Given task:
It is required that the lines from the top of the listing through the line with "const MIX_TO = [64, 128, 112];" be reproduced exactly, excluding pictures.

Source data:
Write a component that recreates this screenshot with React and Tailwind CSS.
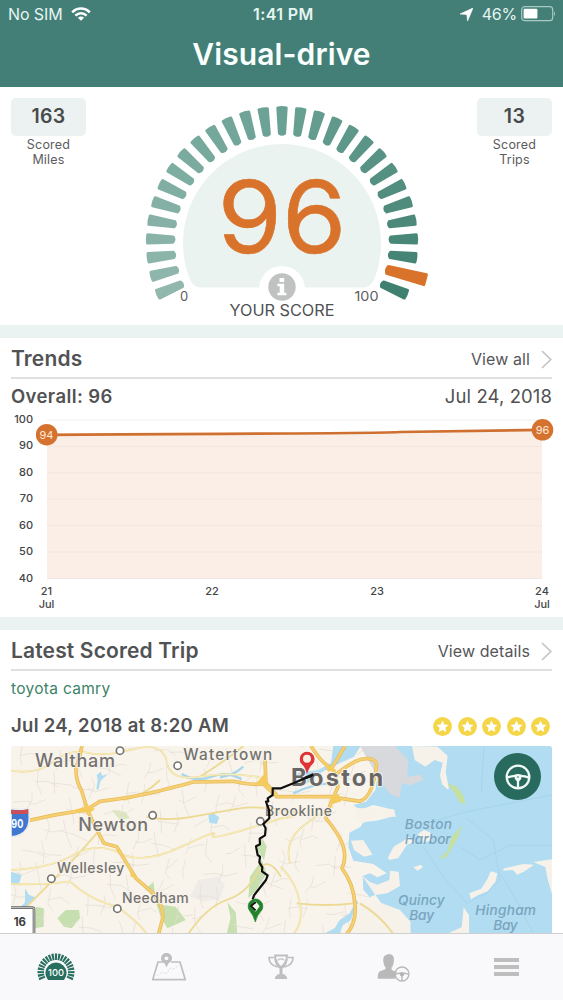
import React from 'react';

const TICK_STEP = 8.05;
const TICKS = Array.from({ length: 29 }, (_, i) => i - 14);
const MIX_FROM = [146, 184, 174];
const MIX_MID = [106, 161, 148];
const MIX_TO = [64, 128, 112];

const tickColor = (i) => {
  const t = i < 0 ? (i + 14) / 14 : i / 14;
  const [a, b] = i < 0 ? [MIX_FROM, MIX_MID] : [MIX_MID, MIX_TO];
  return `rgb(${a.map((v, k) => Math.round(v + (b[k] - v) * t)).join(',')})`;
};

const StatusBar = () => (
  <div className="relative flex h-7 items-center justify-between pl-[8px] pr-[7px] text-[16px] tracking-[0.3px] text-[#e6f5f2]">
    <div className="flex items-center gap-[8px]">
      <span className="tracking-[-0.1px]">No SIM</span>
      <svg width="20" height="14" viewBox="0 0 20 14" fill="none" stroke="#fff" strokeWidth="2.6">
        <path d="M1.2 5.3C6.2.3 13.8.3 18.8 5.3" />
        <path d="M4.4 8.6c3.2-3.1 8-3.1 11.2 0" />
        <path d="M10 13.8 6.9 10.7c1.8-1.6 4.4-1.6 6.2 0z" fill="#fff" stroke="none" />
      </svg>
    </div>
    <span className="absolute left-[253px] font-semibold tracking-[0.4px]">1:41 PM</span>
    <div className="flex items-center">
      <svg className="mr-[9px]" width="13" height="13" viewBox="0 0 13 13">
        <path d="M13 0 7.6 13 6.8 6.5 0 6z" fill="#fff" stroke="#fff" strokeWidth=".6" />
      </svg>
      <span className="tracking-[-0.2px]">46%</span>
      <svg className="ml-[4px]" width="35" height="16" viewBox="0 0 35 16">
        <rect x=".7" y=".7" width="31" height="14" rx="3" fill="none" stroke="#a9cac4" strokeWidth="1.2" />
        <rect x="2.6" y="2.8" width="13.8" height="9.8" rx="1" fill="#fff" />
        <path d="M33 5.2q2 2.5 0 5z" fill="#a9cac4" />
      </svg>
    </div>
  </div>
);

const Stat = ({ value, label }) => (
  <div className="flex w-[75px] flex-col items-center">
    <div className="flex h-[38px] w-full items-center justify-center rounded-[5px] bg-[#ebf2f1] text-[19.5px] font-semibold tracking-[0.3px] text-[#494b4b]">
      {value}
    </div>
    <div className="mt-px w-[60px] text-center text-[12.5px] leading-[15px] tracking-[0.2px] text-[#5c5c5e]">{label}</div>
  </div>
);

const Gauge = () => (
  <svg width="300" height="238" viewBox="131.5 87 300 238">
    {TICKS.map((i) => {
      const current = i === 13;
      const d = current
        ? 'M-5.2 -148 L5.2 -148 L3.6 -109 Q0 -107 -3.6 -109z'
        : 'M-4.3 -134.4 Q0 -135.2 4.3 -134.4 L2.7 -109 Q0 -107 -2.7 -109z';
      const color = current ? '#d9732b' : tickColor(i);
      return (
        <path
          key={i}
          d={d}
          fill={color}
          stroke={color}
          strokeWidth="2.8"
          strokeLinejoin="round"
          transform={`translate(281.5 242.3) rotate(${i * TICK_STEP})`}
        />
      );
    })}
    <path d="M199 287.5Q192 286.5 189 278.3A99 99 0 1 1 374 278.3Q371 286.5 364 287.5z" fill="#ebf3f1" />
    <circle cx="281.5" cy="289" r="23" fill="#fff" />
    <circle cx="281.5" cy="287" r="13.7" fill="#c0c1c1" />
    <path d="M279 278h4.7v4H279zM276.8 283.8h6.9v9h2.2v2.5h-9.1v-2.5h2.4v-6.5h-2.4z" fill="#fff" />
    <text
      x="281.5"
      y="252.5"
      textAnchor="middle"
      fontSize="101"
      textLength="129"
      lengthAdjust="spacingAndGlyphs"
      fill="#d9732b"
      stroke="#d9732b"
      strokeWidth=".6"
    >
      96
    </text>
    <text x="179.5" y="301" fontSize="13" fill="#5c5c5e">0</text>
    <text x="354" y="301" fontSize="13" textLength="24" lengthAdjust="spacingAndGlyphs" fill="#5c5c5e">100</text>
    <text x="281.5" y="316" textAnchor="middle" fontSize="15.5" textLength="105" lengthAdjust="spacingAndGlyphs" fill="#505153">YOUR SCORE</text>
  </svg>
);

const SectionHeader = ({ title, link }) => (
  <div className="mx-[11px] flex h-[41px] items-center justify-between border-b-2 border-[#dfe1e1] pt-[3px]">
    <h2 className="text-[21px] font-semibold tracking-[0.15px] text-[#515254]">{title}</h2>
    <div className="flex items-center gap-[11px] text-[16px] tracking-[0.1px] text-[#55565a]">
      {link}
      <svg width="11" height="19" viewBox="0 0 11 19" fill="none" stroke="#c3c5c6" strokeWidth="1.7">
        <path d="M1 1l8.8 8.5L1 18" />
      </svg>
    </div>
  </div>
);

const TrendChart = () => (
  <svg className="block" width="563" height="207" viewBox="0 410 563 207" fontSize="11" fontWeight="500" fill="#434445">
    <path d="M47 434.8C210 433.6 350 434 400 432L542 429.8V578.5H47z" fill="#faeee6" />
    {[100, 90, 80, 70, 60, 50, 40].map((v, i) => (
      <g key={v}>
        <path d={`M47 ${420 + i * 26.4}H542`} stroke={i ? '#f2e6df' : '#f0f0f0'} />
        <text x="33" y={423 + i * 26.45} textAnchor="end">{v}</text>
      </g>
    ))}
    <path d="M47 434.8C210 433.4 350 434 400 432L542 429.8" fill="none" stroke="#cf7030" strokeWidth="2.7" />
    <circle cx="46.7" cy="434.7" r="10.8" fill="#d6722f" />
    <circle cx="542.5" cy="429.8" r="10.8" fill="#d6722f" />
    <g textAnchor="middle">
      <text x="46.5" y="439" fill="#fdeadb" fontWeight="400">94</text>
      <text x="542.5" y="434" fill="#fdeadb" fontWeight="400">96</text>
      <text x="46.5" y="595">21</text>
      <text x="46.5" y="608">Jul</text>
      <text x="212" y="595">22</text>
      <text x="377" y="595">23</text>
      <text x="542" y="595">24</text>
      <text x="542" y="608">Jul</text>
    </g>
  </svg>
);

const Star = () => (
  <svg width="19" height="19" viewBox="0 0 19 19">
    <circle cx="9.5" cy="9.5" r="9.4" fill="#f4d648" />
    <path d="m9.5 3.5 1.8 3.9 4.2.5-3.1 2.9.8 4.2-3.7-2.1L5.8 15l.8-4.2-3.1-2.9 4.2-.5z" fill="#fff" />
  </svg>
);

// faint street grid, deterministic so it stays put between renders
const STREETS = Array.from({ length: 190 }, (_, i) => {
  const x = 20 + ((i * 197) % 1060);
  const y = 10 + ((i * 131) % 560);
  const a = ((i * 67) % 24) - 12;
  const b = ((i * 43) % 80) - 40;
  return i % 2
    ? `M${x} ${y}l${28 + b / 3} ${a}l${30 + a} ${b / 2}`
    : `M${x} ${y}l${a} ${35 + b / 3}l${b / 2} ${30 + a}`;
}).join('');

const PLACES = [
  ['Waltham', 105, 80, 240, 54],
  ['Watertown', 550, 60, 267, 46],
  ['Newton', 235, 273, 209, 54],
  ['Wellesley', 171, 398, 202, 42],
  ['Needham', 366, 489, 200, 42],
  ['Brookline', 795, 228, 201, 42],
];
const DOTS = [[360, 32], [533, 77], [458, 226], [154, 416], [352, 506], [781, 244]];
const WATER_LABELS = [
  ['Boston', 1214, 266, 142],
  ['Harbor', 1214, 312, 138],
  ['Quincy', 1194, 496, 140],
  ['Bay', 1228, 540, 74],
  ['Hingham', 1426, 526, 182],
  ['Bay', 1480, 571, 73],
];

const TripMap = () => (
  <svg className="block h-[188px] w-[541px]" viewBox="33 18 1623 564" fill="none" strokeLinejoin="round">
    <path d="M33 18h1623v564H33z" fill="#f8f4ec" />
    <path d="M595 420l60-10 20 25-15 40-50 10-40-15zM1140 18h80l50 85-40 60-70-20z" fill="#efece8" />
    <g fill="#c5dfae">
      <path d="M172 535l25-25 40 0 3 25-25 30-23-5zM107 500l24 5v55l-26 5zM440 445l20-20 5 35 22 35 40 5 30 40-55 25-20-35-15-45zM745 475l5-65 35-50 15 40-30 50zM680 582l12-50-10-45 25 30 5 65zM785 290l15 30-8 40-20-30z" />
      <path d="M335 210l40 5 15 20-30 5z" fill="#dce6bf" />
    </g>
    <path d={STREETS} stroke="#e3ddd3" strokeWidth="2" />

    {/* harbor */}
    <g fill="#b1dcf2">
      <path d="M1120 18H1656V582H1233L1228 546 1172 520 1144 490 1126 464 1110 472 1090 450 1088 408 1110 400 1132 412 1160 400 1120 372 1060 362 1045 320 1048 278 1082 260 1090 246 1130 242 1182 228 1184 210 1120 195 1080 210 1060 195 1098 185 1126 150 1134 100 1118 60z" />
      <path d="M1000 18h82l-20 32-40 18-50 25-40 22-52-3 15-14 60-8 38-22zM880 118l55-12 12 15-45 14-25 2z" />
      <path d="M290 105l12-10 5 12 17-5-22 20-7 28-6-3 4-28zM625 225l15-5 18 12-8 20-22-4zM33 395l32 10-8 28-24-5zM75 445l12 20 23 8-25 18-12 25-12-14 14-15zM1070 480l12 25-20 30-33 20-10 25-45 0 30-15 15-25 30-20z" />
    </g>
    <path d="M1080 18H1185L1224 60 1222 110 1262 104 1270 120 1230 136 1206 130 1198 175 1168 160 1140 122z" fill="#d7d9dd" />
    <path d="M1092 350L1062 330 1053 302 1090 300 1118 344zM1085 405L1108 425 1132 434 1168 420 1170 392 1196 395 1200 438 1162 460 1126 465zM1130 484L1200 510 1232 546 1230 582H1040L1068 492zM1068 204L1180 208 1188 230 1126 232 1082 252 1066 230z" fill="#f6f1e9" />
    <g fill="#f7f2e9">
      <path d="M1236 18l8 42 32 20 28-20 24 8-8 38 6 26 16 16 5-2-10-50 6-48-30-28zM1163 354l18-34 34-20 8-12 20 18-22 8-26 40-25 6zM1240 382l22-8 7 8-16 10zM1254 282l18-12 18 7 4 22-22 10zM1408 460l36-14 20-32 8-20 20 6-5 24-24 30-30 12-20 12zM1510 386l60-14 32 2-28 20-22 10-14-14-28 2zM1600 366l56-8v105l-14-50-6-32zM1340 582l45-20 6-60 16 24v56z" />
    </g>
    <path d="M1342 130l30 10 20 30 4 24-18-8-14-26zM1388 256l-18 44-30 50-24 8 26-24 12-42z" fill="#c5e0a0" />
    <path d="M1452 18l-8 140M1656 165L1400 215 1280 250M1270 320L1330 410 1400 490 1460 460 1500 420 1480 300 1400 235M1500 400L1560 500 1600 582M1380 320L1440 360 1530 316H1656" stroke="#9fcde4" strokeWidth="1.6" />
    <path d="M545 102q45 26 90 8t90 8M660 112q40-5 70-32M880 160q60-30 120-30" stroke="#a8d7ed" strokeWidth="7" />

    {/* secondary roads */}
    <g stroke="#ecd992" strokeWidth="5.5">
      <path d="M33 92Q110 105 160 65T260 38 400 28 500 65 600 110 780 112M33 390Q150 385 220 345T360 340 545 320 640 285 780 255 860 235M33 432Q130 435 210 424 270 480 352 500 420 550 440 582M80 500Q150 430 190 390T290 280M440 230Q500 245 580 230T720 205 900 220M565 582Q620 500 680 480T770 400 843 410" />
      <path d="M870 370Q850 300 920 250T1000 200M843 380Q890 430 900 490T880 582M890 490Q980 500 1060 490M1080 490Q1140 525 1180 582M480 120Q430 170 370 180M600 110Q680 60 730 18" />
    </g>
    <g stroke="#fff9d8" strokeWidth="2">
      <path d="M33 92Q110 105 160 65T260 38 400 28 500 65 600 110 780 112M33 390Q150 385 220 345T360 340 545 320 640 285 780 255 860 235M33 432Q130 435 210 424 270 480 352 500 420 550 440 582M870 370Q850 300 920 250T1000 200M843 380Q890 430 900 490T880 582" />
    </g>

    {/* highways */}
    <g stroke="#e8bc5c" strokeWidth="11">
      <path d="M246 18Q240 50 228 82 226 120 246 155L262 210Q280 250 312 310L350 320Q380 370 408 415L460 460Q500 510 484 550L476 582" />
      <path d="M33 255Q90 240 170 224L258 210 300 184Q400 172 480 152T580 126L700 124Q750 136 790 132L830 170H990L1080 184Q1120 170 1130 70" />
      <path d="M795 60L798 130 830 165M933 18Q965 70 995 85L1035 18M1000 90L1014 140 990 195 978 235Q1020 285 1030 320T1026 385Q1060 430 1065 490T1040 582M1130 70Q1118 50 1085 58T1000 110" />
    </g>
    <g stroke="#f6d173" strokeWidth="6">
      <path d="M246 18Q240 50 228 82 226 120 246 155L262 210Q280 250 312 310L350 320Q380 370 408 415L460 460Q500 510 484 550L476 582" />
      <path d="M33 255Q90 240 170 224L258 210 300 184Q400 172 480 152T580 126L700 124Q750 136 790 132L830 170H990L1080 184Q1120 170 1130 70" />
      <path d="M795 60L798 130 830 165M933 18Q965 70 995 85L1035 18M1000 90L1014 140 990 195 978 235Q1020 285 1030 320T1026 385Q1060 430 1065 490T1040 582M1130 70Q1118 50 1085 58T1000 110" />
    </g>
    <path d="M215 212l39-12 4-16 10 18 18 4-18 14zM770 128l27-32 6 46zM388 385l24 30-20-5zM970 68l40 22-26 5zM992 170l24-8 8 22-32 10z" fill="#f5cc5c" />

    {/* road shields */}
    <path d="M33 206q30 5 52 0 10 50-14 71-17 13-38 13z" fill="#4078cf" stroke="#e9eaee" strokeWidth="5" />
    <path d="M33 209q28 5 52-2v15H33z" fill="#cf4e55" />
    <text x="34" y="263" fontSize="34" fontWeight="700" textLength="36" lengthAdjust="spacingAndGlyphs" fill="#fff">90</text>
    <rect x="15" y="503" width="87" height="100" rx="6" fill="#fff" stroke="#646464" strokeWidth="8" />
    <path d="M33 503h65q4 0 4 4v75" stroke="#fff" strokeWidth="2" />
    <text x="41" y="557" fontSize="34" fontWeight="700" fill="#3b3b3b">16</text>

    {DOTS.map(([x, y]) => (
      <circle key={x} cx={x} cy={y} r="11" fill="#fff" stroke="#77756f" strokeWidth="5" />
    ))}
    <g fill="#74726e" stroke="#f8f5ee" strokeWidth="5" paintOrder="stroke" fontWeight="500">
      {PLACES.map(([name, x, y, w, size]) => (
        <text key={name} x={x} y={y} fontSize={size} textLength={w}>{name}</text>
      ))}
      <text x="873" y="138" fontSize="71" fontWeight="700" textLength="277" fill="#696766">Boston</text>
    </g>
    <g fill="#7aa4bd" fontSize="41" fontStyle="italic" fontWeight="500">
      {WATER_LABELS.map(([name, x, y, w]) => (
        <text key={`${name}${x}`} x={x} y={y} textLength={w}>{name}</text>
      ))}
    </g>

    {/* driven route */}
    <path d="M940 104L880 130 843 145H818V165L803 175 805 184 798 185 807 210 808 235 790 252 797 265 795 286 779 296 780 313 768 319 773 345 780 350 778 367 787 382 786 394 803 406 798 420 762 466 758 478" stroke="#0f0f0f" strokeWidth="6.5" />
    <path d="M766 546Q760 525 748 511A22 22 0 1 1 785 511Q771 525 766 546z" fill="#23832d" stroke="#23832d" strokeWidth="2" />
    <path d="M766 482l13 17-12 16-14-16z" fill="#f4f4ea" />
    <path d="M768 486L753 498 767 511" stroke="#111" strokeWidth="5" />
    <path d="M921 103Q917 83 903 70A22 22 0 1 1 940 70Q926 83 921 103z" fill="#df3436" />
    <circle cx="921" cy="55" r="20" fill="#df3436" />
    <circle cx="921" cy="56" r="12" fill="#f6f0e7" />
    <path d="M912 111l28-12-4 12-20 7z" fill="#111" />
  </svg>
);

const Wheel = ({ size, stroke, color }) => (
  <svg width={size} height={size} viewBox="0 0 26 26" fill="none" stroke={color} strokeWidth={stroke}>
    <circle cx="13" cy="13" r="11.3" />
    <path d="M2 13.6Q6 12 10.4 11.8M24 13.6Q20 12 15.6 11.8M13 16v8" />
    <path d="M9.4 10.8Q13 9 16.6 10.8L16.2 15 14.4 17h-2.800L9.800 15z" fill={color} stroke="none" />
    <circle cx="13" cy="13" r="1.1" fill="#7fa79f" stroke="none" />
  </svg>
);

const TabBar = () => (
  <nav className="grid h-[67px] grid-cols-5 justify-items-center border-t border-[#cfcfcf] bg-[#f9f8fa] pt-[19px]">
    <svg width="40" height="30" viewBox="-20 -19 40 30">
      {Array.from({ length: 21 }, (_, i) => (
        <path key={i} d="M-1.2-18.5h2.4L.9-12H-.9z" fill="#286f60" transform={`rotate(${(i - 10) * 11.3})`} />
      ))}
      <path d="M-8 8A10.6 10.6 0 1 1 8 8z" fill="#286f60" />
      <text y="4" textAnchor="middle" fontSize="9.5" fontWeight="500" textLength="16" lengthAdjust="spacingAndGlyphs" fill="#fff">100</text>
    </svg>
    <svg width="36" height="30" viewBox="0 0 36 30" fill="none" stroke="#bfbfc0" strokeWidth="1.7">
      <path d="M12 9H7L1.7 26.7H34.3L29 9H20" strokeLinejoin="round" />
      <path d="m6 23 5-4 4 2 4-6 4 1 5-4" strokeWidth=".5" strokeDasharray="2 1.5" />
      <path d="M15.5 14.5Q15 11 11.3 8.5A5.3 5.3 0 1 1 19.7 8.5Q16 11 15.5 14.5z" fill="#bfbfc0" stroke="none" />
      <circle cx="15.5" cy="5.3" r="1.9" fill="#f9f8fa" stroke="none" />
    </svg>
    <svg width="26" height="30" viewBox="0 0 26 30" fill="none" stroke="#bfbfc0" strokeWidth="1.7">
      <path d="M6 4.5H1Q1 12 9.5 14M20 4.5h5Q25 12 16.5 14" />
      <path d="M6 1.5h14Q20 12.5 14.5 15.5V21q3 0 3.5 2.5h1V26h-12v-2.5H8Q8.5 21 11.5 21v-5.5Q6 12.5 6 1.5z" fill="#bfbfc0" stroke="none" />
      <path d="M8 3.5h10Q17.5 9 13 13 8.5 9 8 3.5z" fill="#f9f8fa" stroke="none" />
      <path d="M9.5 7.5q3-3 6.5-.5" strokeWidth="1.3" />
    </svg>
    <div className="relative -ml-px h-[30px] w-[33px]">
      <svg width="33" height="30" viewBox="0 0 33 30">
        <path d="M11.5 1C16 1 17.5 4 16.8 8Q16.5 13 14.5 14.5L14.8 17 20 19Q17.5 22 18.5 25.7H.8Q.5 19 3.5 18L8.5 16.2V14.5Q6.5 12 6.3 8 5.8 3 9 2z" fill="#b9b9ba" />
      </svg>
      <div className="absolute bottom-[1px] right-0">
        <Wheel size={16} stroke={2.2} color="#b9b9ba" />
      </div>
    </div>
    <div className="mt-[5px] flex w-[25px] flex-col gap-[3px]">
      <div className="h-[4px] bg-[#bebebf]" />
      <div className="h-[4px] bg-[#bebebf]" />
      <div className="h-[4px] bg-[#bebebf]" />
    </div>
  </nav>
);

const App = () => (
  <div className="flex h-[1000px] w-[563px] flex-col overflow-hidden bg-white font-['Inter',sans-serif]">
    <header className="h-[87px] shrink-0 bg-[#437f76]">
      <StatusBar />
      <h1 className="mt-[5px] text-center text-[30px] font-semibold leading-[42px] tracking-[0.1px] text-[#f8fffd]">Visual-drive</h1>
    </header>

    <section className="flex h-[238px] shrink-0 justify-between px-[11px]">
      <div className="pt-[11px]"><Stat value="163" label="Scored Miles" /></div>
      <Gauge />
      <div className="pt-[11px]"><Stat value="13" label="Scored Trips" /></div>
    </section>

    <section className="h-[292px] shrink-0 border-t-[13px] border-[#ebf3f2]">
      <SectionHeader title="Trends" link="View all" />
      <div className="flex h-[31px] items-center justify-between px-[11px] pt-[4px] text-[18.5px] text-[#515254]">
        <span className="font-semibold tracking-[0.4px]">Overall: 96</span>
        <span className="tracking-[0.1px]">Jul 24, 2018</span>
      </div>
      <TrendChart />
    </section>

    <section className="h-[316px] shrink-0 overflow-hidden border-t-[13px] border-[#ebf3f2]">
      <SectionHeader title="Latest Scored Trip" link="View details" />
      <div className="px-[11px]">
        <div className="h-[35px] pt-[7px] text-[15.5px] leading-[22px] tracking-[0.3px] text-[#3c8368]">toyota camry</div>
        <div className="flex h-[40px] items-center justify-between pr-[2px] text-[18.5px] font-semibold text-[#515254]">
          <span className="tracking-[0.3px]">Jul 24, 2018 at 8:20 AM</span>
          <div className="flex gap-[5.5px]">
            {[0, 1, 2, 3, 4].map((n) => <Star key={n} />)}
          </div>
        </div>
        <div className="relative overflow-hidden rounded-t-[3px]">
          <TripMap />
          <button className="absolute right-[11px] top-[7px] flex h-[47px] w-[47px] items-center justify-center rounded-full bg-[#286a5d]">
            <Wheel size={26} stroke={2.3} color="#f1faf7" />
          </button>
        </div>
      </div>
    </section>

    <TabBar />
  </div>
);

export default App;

Task answer:
Write a component that recreates this screenshot with React and Tailwind CSS.
import React from 'react';

const TICK_STEP = 8.05;
const TICKS = Array.from({ length: 29 }, (_, i) => i - 14);
const MIX_FROM = [146, 184, 174];
const MIX_MID = [106, 161, 148];
const MIX_TO = [64, 128, 112];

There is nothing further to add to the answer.